» SET PROBLEM
Find the lines holding "code" and copy them.

(Records excerpted from a collection)
============

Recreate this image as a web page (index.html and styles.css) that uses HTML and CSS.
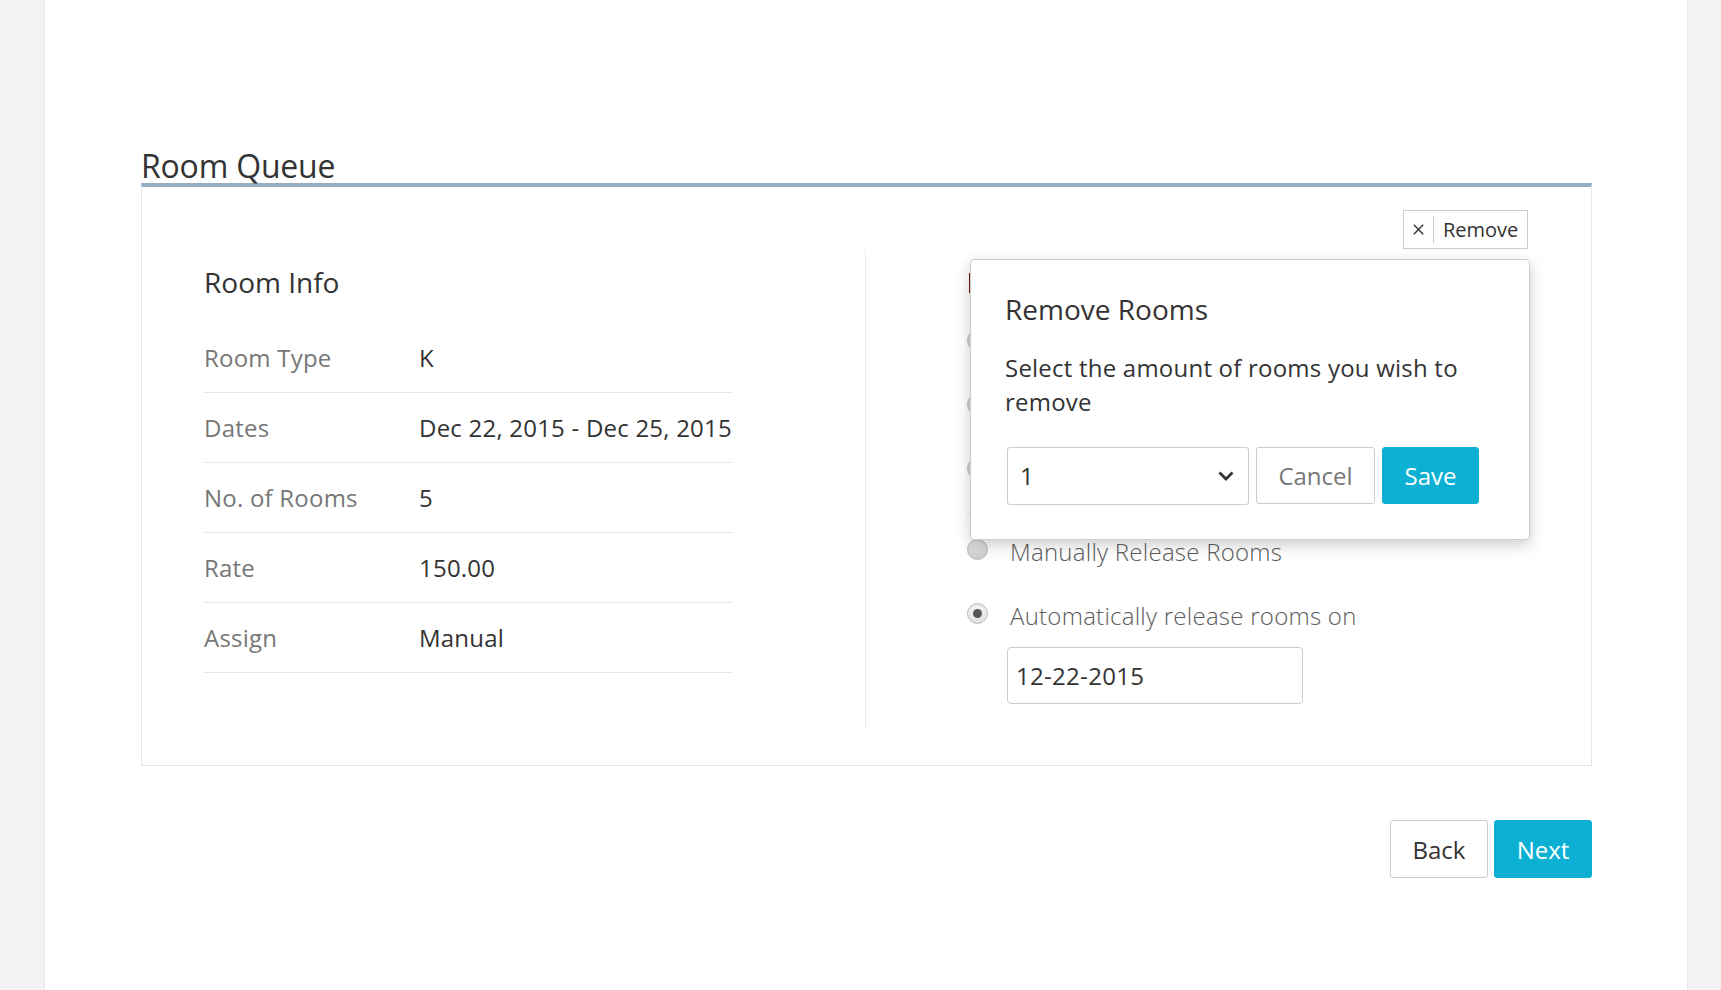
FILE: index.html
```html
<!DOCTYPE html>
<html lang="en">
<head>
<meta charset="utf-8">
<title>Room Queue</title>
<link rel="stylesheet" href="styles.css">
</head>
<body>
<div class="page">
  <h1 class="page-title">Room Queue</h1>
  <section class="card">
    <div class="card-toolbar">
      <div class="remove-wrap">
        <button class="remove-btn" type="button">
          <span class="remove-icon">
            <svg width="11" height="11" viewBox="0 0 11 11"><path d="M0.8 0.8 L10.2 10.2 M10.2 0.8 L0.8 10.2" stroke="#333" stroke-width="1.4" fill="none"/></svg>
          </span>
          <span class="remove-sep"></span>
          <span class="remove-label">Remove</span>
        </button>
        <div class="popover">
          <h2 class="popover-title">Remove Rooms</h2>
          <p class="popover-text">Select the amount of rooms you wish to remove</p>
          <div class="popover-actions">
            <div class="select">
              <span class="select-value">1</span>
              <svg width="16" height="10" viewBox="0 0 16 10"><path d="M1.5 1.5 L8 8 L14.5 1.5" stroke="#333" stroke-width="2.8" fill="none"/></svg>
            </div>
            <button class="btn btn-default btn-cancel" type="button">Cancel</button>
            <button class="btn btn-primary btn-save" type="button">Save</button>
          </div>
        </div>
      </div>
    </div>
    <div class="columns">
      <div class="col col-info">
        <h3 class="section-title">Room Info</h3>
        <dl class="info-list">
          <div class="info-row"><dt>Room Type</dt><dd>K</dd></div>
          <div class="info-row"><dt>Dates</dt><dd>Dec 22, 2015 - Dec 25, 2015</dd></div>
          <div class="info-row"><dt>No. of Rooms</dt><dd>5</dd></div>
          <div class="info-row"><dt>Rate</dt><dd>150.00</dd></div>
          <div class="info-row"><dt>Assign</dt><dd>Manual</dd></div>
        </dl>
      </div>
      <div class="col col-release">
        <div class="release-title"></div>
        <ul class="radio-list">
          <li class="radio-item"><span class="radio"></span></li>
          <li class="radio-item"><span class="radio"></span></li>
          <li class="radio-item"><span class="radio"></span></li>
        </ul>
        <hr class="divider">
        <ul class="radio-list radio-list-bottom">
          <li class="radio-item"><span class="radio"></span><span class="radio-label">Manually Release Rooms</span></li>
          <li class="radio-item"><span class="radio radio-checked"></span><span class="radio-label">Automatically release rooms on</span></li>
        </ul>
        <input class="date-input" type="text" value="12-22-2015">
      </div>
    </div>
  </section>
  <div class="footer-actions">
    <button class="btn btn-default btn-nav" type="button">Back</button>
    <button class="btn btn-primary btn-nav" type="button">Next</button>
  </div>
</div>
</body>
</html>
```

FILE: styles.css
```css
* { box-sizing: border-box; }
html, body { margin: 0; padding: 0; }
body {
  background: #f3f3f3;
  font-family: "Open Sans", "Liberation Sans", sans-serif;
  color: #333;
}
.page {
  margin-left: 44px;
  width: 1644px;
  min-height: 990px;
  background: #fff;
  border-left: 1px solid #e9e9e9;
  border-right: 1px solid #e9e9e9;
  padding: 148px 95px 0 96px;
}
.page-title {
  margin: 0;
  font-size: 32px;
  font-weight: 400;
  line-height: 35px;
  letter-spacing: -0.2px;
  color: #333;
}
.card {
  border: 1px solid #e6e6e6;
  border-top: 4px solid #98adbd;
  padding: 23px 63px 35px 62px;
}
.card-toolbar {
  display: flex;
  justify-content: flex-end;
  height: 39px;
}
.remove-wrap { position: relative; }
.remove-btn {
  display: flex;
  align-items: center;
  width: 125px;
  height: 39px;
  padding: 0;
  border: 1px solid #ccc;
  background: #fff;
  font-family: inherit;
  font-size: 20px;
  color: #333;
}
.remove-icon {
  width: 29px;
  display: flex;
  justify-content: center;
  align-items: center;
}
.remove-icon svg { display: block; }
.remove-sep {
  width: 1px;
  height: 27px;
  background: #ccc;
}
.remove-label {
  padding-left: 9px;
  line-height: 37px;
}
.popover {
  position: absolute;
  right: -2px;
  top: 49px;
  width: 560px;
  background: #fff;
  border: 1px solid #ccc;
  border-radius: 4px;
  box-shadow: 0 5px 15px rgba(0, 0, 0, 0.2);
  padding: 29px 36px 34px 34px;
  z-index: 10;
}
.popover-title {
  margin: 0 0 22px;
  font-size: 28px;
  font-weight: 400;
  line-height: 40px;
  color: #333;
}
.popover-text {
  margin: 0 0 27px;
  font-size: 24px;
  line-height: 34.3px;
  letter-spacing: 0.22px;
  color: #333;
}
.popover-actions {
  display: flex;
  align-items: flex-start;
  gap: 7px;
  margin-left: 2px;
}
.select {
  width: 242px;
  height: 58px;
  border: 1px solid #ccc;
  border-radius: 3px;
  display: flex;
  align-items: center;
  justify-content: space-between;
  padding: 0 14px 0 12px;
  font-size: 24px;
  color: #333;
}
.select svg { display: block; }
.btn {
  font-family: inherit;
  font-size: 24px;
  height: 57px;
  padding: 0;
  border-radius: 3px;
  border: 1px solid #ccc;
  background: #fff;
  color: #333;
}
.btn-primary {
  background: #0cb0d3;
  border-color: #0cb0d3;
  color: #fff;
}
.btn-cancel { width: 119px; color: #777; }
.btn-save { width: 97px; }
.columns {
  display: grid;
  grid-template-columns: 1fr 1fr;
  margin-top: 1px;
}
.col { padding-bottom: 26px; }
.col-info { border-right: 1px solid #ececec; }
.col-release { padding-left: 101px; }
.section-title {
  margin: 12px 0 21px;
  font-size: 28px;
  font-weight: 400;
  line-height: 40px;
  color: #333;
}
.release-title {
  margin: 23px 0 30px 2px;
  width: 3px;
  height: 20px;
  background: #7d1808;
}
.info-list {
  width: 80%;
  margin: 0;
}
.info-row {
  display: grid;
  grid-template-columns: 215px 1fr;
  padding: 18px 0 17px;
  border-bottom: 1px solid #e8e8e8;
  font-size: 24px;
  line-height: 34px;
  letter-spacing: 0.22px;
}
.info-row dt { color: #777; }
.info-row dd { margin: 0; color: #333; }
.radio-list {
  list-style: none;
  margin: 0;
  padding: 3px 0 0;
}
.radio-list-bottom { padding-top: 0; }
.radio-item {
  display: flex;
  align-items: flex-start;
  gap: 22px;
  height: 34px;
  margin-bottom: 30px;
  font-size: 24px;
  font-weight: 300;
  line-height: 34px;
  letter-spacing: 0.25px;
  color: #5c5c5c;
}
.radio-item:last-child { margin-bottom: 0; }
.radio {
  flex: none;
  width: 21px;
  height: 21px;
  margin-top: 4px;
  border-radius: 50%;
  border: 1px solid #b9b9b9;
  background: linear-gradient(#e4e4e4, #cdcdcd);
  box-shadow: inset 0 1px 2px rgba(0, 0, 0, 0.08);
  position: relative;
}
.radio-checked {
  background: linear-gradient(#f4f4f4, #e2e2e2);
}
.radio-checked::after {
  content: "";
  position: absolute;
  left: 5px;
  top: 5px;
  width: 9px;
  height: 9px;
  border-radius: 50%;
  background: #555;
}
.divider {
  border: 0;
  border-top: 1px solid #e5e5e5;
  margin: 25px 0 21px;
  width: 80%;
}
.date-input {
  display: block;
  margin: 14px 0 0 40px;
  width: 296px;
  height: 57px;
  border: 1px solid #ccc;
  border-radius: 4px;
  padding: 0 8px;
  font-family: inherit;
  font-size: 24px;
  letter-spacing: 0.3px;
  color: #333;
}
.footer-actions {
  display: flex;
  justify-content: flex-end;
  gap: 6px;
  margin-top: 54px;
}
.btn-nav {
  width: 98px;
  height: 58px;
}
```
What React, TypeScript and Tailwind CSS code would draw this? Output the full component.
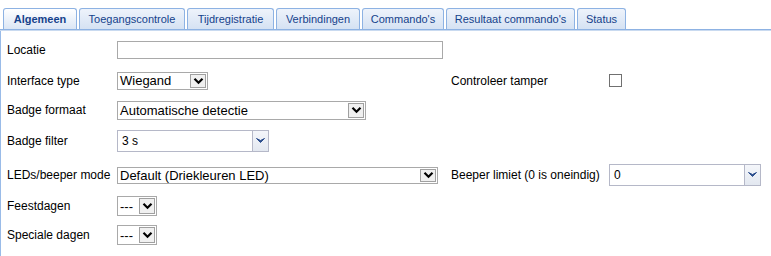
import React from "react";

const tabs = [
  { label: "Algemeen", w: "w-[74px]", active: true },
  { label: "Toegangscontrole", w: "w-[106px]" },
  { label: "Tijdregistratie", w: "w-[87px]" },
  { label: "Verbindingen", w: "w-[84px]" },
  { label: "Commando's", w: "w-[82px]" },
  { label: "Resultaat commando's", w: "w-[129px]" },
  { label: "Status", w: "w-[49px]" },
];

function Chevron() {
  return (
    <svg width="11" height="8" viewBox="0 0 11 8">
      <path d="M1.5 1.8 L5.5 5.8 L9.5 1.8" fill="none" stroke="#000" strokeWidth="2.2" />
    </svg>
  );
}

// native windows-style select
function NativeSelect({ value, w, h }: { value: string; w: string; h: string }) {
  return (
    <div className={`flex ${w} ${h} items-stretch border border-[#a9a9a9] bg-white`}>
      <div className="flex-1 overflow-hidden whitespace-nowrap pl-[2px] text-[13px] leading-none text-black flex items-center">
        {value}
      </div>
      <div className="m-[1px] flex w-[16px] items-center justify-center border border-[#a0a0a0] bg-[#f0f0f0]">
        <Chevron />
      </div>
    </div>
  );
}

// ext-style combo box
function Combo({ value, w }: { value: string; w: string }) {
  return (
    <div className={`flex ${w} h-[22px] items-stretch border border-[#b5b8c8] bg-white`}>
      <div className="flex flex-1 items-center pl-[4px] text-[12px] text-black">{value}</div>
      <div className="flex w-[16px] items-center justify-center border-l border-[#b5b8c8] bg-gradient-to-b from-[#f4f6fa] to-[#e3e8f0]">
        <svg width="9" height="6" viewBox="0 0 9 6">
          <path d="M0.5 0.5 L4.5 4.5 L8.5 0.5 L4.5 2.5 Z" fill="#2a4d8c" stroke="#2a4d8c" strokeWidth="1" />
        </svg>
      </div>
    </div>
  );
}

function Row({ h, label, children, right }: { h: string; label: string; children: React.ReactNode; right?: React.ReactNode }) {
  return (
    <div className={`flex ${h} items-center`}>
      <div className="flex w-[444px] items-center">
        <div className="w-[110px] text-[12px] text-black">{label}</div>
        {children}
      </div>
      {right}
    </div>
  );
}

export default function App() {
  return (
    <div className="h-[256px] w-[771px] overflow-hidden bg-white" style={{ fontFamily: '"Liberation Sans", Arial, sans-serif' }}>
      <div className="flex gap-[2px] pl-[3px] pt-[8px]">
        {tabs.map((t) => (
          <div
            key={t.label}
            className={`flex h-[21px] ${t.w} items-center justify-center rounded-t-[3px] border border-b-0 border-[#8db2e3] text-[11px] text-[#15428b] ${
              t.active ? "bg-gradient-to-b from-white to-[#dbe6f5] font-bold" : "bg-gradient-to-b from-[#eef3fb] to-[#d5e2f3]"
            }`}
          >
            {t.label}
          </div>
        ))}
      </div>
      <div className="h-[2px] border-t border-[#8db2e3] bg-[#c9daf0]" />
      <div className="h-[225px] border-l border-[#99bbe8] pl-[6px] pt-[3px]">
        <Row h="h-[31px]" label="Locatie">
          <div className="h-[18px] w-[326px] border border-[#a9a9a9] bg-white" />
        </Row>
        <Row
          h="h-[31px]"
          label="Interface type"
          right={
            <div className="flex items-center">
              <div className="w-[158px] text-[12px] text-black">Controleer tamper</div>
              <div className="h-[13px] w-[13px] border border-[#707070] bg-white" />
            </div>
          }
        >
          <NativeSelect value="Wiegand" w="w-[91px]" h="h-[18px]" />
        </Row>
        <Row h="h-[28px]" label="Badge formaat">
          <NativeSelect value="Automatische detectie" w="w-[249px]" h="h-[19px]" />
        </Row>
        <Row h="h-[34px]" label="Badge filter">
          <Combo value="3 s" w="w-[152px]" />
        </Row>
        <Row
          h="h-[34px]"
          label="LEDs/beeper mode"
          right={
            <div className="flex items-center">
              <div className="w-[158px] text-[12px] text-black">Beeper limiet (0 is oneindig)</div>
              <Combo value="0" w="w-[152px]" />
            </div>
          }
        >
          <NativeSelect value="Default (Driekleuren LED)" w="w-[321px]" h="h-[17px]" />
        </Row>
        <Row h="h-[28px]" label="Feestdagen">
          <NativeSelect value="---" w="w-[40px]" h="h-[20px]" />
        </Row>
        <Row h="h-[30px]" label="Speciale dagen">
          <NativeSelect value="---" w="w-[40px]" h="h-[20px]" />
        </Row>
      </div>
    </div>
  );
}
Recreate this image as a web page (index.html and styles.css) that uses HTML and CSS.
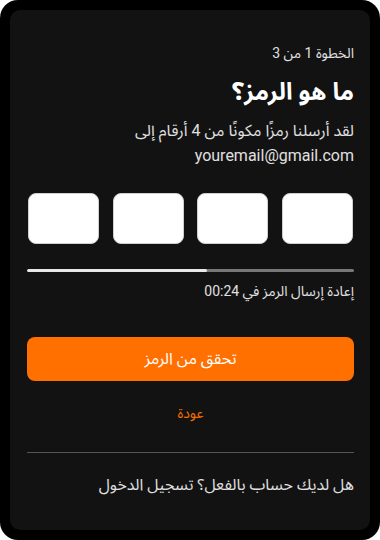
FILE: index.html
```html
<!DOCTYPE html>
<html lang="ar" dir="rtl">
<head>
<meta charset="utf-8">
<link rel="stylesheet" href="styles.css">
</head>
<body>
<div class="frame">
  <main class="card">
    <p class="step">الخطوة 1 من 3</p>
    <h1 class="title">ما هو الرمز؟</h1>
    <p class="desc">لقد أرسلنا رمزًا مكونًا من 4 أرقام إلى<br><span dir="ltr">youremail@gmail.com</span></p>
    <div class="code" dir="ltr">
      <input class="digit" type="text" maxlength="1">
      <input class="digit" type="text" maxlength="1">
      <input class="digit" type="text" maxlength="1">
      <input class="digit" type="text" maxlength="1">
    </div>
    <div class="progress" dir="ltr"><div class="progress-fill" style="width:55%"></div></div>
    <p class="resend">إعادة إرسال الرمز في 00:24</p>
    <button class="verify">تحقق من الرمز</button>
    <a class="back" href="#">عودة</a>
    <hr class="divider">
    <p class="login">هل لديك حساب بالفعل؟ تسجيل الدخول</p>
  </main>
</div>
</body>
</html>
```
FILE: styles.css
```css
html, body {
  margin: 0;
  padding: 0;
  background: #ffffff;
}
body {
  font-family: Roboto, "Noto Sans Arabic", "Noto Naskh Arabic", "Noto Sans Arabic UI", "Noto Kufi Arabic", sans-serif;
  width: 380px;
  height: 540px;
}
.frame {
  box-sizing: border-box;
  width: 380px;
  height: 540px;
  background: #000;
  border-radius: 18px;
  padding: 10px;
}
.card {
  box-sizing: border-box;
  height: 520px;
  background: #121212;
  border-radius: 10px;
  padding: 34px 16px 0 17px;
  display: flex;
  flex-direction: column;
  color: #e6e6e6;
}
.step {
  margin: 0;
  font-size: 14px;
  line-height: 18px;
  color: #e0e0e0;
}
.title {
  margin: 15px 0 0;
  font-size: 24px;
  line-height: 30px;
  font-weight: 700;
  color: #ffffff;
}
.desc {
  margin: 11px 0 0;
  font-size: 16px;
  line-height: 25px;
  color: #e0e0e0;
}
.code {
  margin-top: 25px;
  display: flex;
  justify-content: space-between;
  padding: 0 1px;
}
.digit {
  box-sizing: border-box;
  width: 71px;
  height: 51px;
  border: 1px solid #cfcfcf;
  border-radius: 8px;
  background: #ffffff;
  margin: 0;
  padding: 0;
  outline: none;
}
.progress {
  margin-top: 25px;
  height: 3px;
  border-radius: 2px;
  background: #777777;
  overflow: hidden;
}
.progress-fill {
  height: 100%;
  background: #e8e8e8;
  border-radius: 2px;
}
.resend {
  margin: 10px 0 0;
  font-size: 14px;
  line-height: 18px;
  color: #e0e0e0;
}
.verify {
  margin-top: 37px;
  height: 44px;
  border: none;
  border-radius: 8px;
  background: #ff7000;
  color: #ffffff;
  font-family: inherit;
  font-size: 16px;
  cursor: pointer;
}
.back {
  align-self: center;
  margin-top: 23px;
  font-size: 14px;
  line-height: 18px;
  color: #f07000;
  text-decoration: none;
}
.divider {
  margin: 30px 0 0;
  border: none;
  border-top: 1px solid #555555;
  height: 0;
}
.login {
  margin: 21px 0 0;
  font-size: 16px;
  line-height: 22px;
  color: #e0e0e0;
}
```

============

» RESULT BELOW
What React, TypeScript and Tailwind CSS code would draw this? Output the full component.
    <div class="code" dir="ltr">
.code {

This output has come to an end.